▼
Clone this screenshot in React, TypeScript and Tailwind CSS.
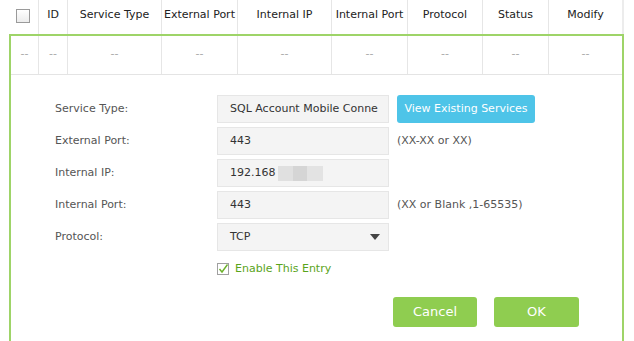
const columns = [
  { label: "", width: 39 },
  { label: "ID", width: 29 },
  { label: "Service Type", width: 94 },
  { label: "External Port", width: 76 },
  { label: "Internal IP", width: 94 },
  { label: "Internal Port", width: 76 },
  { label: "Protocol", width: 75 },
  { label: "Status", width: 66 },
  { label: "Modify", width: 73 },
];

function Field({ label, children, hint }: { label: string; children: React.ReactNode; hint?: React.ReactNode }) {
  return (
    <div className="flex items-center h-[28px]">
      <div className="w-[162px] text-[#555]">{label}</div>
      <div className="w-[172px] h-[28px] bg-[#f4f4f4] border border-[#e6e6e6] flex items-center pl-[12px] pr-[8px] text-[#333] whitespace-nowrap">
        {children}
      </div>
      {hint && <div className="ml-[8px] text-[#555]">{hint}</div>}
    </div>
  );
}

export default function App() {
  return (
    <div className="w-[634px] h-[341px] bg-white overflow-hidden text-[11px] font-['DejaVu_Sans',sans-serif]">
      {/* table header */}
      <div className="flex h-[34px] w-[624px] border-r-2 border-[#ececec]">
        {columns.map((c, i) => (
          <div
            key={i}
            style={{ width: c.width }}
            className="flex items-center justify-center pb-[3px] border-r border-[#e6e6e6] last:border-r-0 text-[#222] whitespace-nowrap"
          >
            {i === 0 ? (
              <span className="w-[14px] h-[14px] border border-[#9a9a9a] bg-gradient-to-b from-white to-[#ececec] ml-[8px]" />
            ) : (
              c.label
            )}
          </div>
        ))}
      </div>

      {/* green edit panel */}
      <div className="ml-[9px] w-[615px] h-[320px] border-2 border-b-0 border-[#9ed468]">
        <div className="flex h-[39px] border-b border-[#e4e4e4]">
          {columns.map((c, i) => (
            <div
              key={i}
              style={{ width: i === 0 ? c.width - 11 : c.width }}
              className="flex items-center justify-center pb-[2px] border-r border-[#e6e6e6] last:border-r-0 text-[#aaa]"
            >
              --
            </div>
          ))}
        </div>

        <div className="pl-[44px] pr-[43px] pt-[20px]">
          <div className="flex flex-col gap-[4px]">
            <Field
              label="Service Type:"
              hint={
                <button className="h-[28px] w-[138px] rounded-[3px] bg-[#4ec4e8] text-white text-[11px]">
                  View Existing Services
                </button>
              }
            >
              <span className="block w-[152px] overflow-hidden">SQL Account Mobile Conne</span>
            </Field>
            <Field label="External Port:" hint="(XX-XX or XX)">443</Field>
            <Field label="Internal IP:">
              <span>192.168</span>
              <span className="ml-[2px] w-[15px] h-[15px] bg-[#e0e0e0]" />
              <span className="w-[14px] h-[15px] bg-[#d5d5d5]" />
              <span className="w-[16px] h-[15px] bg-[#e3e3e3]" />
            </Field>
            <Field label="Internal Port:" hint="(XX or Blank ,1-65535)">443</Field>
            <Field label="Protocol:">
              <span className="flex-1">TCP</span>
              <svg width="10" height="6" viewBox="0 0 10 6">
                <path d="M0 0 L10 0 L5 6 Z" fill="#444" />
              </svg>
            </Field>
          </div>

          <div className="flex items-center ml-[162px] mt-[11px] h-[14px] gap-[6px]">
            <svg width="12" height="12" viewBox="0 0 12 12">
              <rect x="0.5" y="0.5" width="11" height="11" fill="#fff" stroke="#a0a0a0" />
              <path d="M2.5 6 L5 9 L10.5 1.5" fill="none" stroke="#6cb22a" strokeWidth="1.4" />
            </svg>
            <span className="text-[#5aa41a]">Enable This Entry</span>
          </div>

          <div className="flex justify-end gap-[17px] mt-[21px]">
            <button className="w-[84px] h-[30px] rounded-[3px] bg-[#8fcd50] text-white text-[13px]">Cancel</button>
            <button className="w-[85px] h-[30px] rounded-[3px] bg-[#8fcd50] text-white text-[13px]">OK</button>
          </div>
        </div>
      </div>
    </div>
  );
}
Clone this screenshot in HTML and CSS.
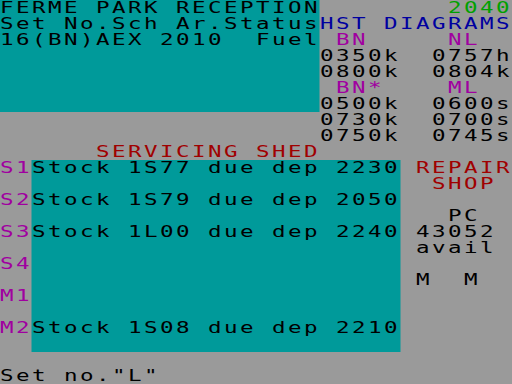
▲
* _Challenge_:
Output nothing but the number of lines in the data containing the string "screenshot".

* _Task response_:
2